Gig Work & The Platform Economy (2020-present)

Team

Arturo Arriagada (PI)
Pablo Egaña (Researcher)
Francisca Gutiérrez (Researcher)
Francisco Ibáñez (Researcher)
Jorge Leyton (Researcher)

Funding

This project has been funded by Chile's National Agency for Research and Development (ANID), WZB, and the Oxford Internet Institute. 

Description

In this project, we investigate the various practices, experiences, and working conditions of gig workers in Chile.
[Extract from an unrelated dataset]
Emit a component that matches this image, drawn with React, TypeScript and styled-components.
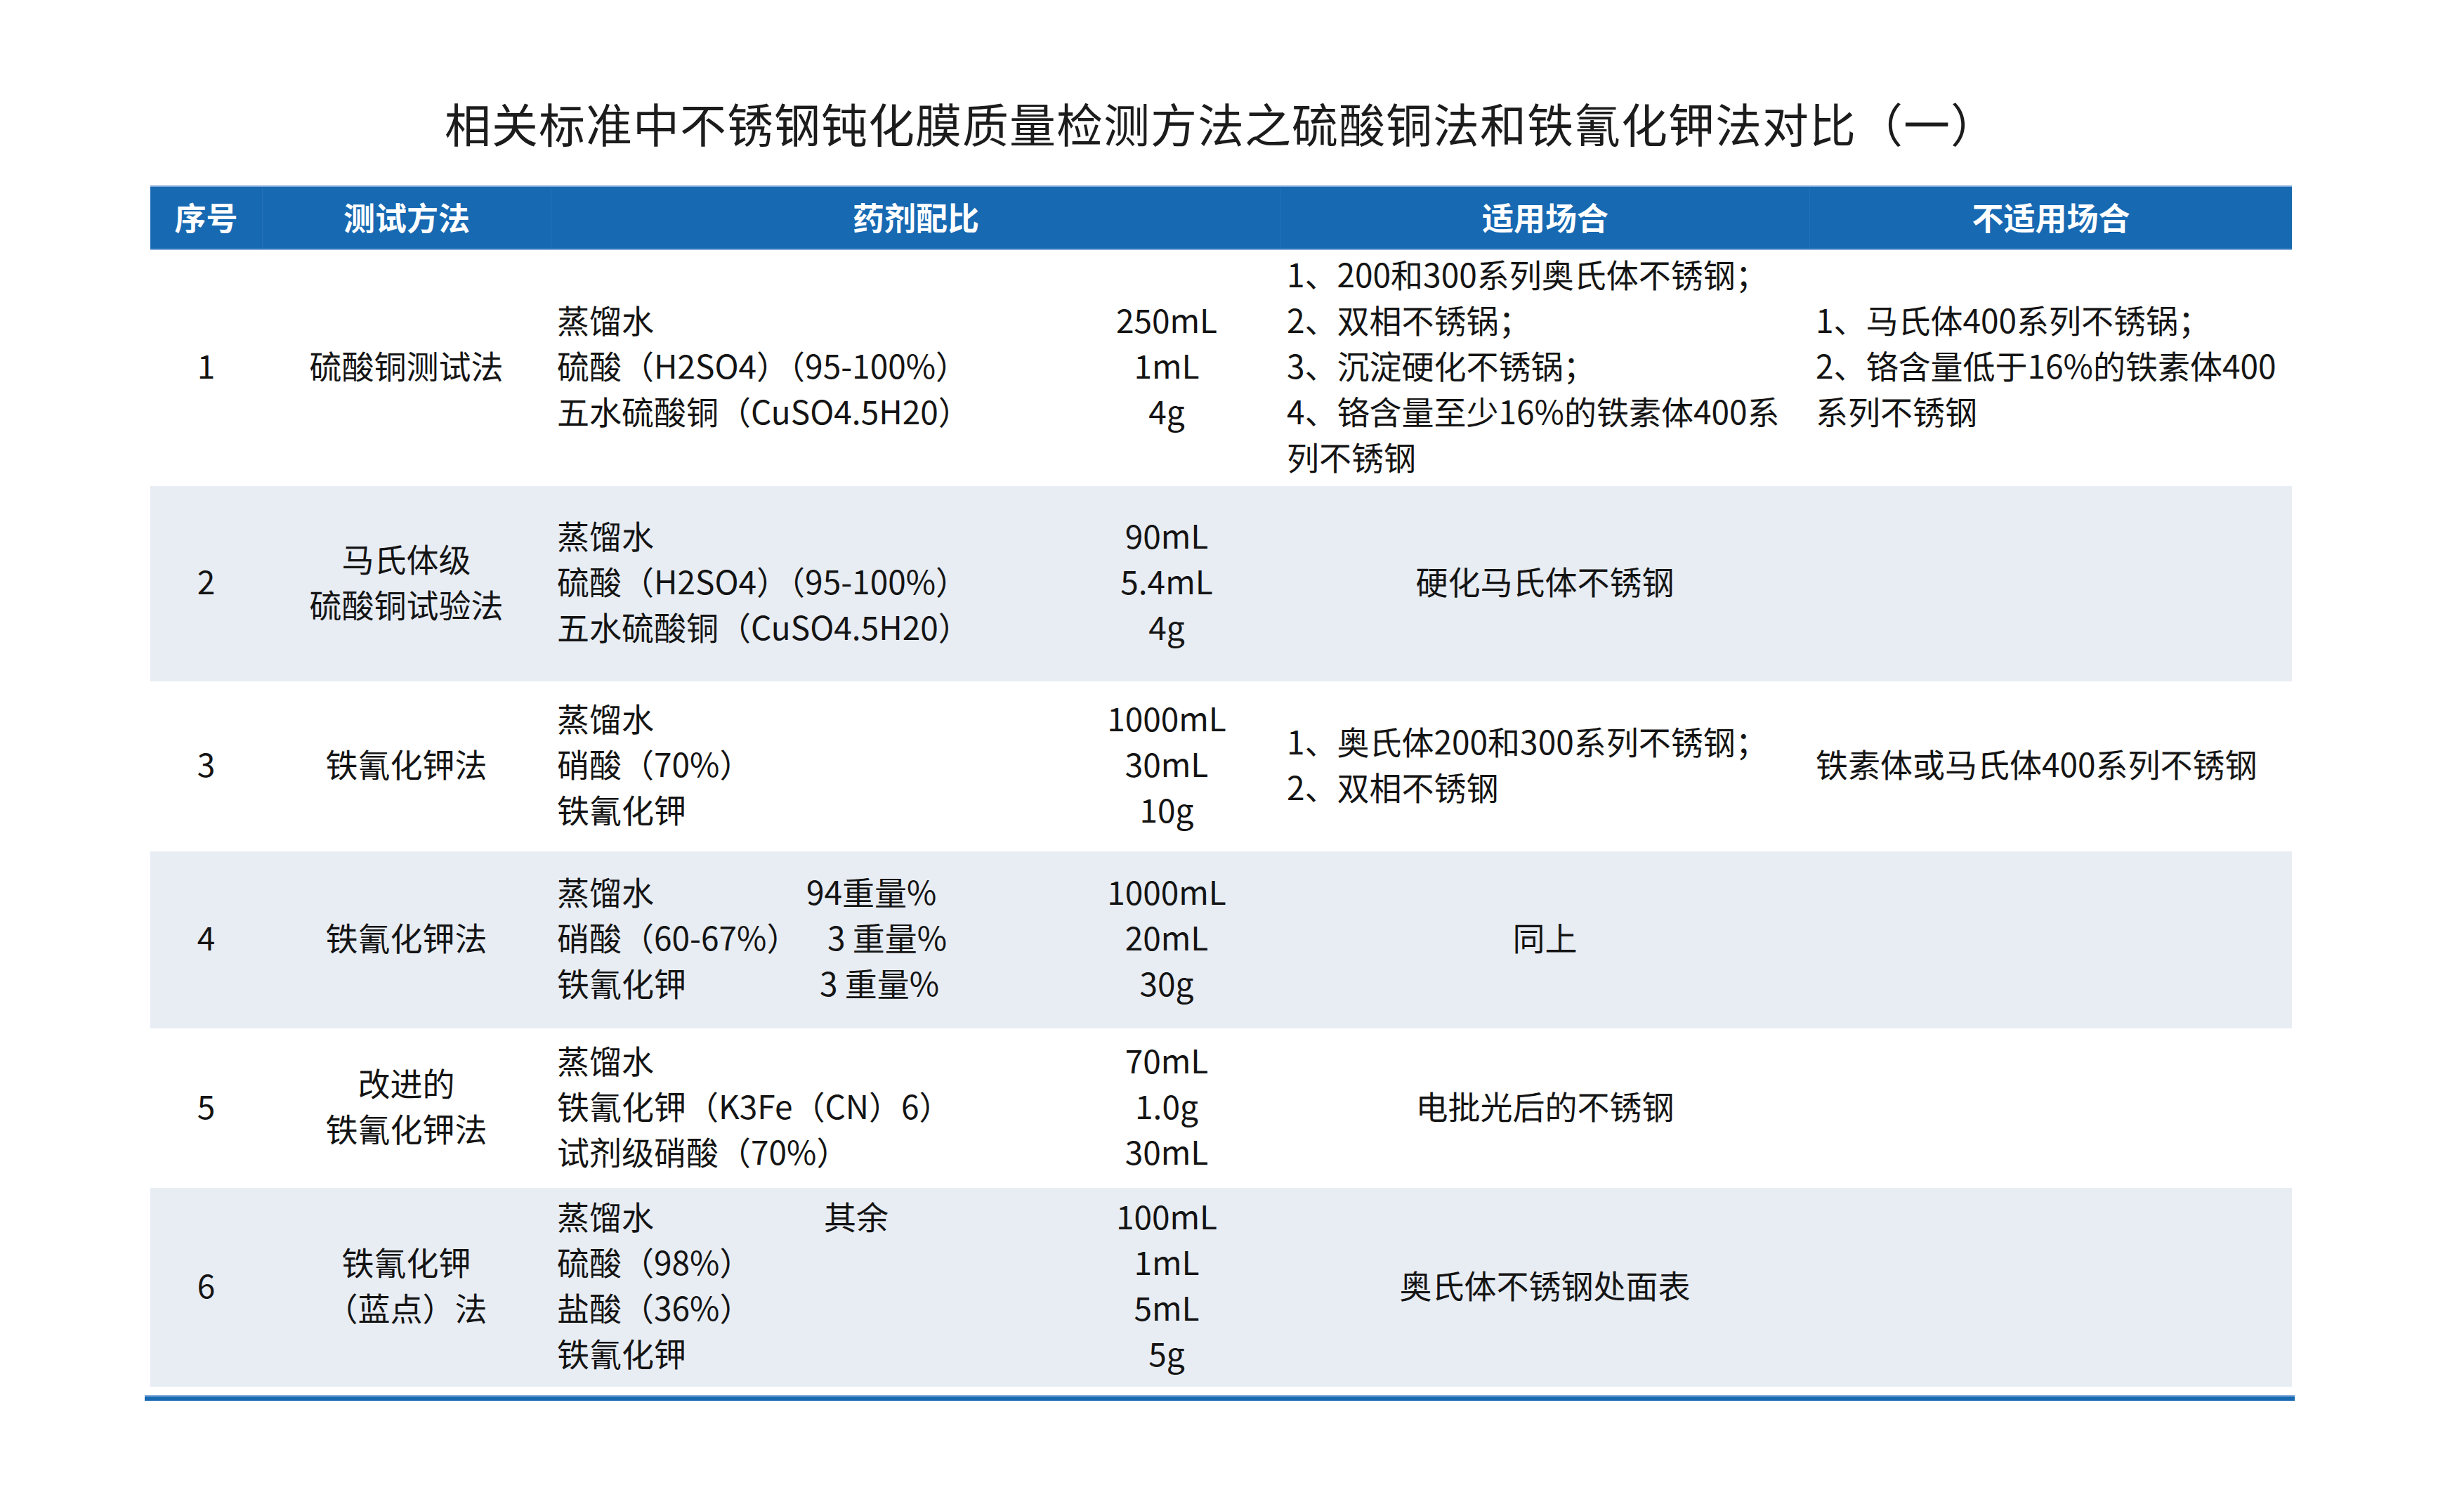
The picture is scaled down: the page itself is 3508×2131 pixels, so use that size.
import styled, { createGlobalStyle } from 'styled-components';

const GlobalStyle = createGlobalStyle`
  html, body {
    margin: 0;
    padding: 0;
    background: #ffffff;
  }
  body {
    font-family: "Noto Sans CJK SC", "Noto Sans", sans-serif;
    color: #141414;
  }
`;

// column widths: no / method / reagent / amount / suitable / unsuitable
const COLS = '159px 411px 715px 324px 753px 687px';
const BLUE = '#1769b2';

type Reagent = { name: string; extra?: string; at?: number };
type Note = { lines: string[]; align: 'left' | 'center' };

type Row = {
  no: string;
  height: number;
  shade: boolean;
  method: string[];
  reagents: Reagent[];
  amounts: string[];
  suitable?: Note;
  unsuitable?: Note;
};

const rows: Row[] = [
  {
    no: '1',
    height: 336,
    shade: false,
    method: ['硫酸铜测试法'],
    reagents: [{ name: '蒸馏水' }, { name: '硫酸（H2SO4）（95-100%）' }, { name: '五水硫酸铜（CuSO4.5H20）' }],
    amounts: ['250mL', '1mL', '4g'],
    suitable: {
      align: 'left',
      lines: ['1、200和300系列奥氏体不锈钢；', '2、双相不锈锅；', '3、沉淀硬化不锈锅；', '4、铬含量至少16%的铁素体400系', '列不锈钢'],
    },
    unsuitable: {
      align: 'left',
      lines: ['1、马氏体400系列不锈锅；', '2、铬含量低于16%的铁素体400', '系列不锈钢'],
    },
  },
  {
    no: '2',
    height: 278,
    shade: true,
    method: ['马氏体级', '硫酸铜试验法'],
    reagents: [{ name: '蒸馏水' }, { name: '硫酸（H2SO4）（95-100%）' }, { name: '五水硫酸铜（CuSO4.5H20）' }],
    amounts: ['90mL', '5.4mL', '4g'],
    suitable: { align: 'center', lines: ['硬化马氏体不锈钢'] },
  },
  {
    no: '3',
    height: 242,
    shade: false,
    method: ['铁氰化钾法'],
    reagents: [{ name: '蒸馏水' }, { name: '硝酸（70%）' }, { name: '铁氰化钾' }],
    amounts: ['1000mL', '30mL', '10g'],
    suitable: { align: 'left', lines: ['1、奥氏体200和300系列不锈钢；', '2、双相不锈钢'] },
    unsuitable: { align: 'left', lines: ['铁素体或马氏体400系列不锈钢'] },
  },
  {
    no: '4',
    height: 252,
    shade: true,
    method: ['铁氰化钾法'],
    reagents: [
      { name: '蒸馏水', extra: '94重量%', at: 355 },
      { name: '硝酸（60-67%）', extra: '3 重量%', at: 385 },
      { name: '铁氰化钾', extra: '3 重量%', at: 374 },
    ],
    amounts: ['1000mL', '20mL', '30g'],
    suitable: { align: 'center', lines: ['同上'] },
  },
  {
    no: '5',
    height: 227,
    shade: false,
    method: ['改进的', '铁氰化钾法'],
    reagents: [{ name: '蒸馏水' }, { name: '铁氰化钾（K3Fe（CN）6）' }, { name: '试剂级硝酸（70%）' }],
    amounts: ['70mL', '1.0g', '30mL'],
    suitable: { align: 'center', lines: ['电批光后的不锈钢'] },
  },
  {
    no: '6',
    height: 283,
    shade: true,
    method: ['铁氰化钾', '（蓝点）法'],
    reagents: [
      { name: '蒸馏水', extra: '其余', at: 380 },
      { name: '硫酸（98%）' },
      { name: '盐酸（36%）' },
      { name: '铁氰化钾' },
    ],
    amounts: ['100mL', '1mL', '5mL', '5g'],
    suitable: { align: 'center', lines: ['奥氏体不锈钢处面表'] },
  },
];

export default function App() {
  return (
    <>
      <GlobalStyle />
      <Page>
        <Sheet>
          <Title>相关标准中不锈钢钝化膜质量检测方法之硫酸铜法和铁氰化钾法对比（一）</Title>
          <HeaderRow>
            <HeadCell>序号</HeadCell>
            <HeadCell>测试方法</HeadCell>
            <HeadCell $span={2}>药剂配比</HeadCell>
            <HeadCell>适用场合</HeadCell>
            <HeadCell>不适用场合</HeadCell>
          </HeaderRow>
          {rows.map((row) => (
            <BodyRow key={row.no} $height={row.height} $shade={row.shade}>
              <Cell $align="center">
                <Line>{row.no}</Line>
              </Cell>
              <Cell $align="center">
                {row.method.map((m) => (
                  <Line key={m}>{m}</Line>
                ))}
              </Cell>
              <Cell $align="left">
                {row.reagents.map((r) => (
                  <ReagentLine key={r.name} $at={r.at ?? 0}>
                    <span>{r.name}</span>
                    {r.extra && <span>{r.extra}</span>}
                  </ReagentLine>
                ))}
              </Cell>
              <Cell $align="center">
                {row.amounts.map((a, i) => (
                  <Line key={i}>{a}</Line>
                ))}
              </Cell>
              <Cell $align={row.suitable?.align ?? 'left'}>
                {row.suitable?.lines.map((l) => (
                  <Line key={l}>{l}</Line>
                ))}
              </Cell>
              <Cell $align={row.unsuitable?.align ?? 'left'}>
                {row.unsuitable?.lines.map((l) => (
                  <Line key={l}>{l}</Line>
                ))}
              </Cell>
            </BodyRow>
          ))}
          <BottomRule />
        </Sheet>
      </Page>
    </>
  );
}

const Page = styled.main`
  width: 3508px;
  height: 2131px;
  padding: 128px 0 0 214px;
  box-sizing: border-box;
`;

const Sheet = styled.section`
  width: 3049px;
  display: flex;
  flex-direction: column;
`;

const Title = styled.h1`
  margin: 0 0 44px;
  font-size: 66px;
  letter-spacing: 1px;
  line-height: 92px;
  font-weight: 400;
  color: #1c1c1c;
  text-align: center;
  white-space: nowrap;
`;

const HeaderRow = styled.div`
  display: grid;
  grid-template-columns: ${COLS};
  height: 92px;
  box-sizing: border-box;
  background: ${BLUE};
  border-top: 2px solid #7fa9d8;
  border-bottom: 2px solid #7fa9d8;
`;

const HeadCell = styled.div<{ $span?: number }>`
  grid-column: span ${(p) => p.$span ?? 1};
  display: flex;
  align-items: center;
  justify-content: center;
  padding-bottom: 4px;
  color: #ffffff;
  font-size: 45px;
  font-weight: 700;
  white-space: nowrap;
  & + & {
    border-left: 1px solid rgba(255, 255, 255, 0.06);
  }
`;

const BodyRow = styled.div<{ $height: number; $shade: boolean }>`
  display: grid;
  grid-template-columns: ${COLS};
  height: ${(p) => p.$height}px;
  background: ${(p) => (p.$shade ? '#e8edf4' : '#ffffff')};
`;

const Cell = styled.div<{ $align: 'left' | 'center' }>`
  display: flex;
  flex-direction: column;
  justify-content: center;
  align-items: ${(p) => (p.$align === 'center' ? 'center' : 'flex-start')};
  padding: 0 9px 9px;
  font-size: 46px;
  line-height: 65px;
  color: #141414;
  white-space: nowrap;
`;

const Line = styled.div``;

const ReagentLine = styled.div<{ $at: number }>`
  display: grid;
  grid-template-columns: ${(p) => (p.$at ? `${p.$at}px auto` : 'auto')};
`;

const BottomRule = styled.div`
  margin: 12px -4px 0 -8px;
  height: 8px;
  box-sizing: border-box;
  background: ${BLUE};
  border-top: 2px solid #7fa9d8;
`;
We analyze how this organization of work, facilitated by digital platforms that connect and manage the supply and demand for labor, is transforming not only the ways of understanding and experiencing work but also individual perceptions of the meaning of work in everyday life. 

This project is part of the Millennium Center on the Evolution of Work (MNEW), a multidisciplinary project to studying the future of work and the Fairwork Project, leaded by the Oxford Internet Institute.

The Influencer Industry (2016-present)

Team

Arturo Arriagada (PI)
Francisco Ibáñez (Researcher)

Funding

This project has been funded by Chile's National Agency for Research and Development (ANID), and Universidad Adolfo Ibáñez Research Fund.

Description

What role do these content creators -influencers, YouTubers, Instagrammers, Tik-Tokers- play in creating needs around goods and services from the local cultural industry? How do these practices and digital technologies contribute to the formation—and reproduction—of markets around goods and services? What are the identities of these "cultural intermediaries"? This project proposes to analyze the practices of consumers in digital spaces and the emergence of cultures and markets in the cultural industry through the use of the Internet. It starts from the assumption that these practices—and the role digital technologies play in them—make a group of consumers operate as "cultural intermediaries" (Bourdieu 1984) between the consumption and production of goods and services. By mobilizing a series of values around these goods, as well as representations of the social and economic world, these actors operate as key agents in the production and reproduction of markets.